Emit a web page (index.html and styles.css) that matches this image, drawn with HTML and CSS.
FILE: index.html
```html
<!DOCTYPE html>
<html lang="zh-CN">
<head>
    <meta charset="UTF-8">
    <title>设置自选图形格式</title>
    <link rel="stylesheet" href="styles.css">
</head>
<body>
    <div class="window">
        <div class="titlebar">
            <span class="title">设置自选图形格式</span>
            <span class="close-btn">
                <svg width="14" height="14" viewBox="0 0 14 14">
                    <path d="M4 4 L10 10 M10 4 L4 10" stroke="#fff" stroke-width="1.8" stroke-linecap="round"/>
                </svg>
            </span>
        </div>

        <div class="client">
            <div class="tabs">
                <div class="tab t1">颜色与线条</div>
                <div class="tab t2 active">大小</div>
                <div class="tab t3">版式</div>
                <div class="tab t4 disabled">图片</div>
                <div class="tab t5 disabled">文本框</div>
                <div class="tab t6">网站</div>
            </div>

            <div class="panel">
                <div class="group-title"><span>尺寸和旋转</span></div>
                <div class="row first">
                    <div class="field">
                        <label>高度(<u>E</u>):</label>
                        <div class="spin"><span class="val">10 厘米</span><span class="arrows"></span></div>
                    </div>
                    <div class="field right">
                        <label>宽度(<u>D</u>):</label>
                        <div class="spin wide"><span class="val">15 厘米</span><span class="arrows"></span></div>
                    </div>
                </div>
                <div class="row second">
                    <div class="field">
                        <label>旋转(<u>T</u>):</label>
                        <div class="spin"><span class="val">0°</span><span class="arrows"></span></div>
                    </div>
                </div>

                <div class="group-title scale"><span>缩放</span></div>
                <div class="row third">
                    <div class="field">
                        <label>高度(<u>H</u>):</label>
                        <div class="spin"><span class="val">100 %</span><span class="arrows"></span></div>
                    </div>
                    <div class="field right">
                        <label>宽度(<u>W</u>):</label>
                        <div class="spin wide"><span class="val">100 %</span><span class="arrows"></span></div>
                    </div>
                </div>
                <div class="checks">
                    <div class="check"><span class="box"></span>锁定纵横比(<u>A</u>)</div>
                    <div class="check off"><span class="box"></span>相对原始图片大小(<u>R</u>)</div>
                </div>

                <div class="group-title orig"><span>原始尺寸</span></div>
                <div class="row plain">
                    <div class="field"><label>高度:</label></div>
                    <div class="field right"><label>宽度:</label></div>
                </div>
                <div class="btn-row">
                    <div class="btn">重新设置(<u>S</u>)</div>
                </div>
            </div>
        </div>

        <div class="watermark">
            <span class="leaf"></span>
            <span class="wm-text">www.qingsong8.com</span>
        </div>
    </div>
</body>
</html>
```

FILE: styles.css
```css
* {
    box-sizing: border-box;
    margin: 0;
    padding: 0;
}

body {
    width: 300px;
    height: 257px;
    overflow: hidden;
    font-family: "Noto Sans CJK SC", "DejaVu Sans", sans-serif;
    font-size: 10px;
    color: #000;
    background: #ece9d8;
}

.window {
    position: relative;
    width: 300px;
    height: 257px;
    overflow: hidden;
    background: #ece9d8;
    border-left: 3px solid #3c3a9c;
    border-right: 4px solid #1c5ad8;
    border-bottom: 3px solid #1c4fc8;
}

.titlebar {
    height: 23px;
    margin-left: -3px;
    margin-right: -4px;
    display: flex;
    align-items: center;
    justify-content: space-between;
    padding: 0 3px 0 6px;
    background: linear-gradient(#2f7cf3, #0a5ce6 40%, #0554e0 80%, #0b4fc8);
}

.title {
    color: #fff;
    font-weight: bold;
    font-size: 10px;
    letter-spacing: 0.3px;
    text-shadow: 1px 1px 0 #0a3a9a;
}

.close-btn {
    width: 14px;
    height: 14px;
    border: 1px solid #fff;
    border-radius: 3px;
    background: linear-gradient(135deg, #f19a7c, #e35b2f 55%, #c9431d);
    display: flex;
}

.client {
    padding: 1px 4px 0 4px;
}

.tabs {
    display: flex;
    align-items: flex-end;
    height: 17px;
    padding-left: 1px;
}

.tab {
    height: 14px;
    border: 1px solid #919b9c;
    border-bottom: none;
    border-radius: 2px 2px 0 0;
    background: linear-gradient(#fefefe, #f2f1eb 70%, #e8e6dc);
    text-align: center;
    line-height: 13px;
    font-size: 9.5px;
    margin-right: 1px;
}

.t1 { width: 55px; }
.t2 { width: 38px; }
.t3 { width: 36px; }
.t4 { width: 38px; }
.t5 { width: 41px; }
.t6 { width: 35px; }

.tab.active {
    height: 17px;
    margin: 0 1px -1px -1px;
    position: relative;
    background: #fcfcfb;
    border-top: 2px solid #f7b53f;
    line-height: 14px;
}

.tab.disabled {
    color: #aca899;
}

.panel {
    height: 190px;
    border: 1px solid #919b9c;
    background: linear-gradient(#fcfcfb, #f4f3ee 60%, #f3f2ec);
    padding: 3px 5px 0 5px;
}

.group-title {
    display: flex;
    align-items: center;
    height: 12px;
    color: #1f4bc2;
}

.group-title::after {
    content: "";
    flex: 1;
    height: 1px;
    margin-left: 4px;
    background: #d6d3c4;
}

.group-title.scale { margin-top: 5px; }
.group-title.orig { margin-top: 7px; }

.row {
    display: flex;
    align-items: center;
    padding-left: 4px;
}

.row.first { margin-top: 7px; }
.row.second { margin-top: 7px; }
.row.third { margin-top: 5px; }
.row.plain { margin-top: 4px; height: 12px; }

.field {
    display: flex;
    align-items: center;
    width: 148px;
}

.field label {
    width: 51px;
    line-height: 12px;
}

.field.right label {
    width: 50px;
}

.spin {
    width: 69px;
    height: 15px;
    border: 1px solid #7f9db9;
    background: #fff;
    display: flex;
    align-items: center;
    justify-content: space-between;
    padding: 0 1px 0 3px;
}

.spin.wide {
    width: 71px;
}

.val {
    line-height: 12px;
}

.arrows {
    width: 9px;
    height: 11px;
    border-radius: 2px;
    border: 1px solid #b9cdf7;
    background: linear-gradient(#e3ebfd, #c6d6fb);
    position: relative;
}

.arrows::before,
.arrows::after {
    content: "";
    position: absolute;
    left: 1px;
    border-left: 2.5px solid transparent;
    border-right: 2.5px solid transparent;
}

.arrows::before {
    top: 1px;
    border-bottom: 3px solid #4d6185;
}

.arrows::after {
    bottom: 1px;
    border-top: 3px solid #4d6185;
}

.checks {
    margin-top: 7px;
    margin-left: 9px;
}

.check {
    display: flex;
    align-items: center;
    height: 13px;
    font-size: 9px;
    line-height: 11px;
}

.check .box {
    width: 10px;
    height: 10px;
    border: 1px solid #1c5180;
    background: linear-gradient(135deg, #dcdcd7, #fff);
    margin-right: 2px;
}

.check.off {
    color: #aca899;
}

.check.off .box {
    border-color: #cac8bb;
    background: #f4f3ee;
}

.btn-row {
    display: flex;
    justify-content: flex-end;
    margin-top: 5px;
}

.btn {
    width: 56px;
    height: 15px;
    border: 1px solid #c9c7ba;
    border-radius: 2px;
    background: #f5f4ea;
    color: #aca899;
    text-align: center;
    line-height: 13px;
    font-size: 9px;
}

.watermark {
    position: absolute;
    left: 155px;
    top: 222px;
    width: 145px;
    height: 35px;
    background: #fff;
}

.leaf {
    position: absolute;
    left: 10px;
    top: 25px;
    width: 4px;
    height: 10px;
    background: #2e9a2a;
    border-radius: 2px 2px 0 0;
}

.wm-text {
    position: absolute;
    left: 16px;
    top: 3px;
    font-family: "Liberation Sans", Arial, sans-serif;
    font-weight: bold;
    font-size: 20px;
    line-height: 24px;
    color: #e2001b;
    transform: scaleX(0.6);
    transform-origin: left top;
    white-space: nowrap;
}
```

__________________________________________________

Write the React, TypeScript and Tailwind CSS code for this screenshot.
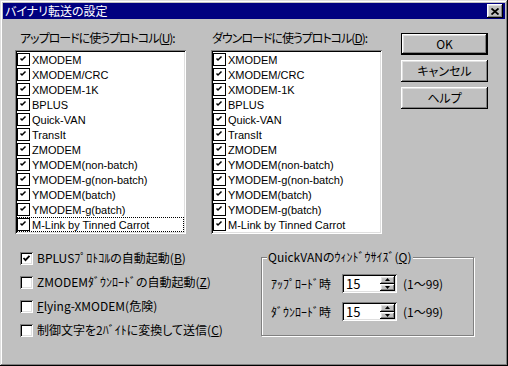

__________________________________________________

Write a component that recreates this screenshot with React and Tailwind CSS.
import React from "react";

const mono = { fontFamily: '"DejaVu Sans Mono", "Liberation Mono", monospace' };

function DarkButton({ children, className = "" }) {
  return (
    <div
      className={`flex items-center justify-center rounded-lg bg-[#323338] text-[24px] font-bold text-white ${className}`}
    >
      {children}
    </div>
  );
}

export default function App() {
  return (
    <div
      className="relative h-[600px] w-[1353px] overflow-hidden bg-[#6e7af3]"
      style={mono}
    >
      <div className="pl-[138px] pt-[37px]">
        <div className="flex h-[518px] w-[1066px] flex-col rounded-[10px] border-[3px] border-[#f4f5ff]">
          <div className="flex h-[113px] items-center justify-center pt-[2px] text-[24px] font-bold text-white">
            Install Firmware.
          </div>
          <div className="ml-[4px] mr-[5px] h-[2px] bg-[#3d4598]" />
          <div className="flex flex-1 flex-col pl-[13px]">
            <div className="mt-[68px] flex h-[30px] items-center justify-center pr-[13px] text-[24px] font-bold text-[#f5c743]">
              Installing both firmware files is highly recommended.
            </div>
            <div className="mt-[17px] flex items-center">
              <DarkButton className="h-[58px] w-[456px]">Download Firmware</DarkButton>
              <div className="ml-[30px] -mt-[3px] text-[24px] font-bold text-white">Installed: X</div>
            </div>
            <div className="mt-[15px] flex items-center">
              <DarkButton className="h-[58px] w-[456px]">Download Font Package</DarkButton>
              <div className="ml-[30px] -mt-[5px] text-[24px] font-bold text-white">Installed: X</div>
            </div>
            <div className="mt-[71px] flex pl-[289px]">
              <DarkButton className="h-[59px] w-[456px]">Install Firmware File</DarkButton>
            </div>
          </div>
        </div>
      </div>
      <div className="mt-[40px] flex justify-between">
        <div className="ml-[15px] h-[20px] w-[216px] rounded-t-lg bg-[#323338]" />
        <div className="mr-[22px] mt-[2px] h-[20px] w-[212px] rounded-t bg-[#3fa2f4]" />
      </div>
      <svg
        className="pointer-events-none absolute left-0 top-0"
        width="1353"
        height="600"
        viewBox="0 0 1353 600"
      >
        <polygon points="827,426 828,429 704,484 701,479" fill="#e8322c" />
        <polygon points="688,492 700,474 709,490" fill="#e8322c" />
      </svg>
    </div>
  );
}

__________________________________________________

▸ **Problem to work on**: Extract every line containing the string "index" from the material.

▸ **Result for this task**:
Emit a web page (index.html and styles.css) that matches this image, drawn with HTML and CSS.
FILE: index.html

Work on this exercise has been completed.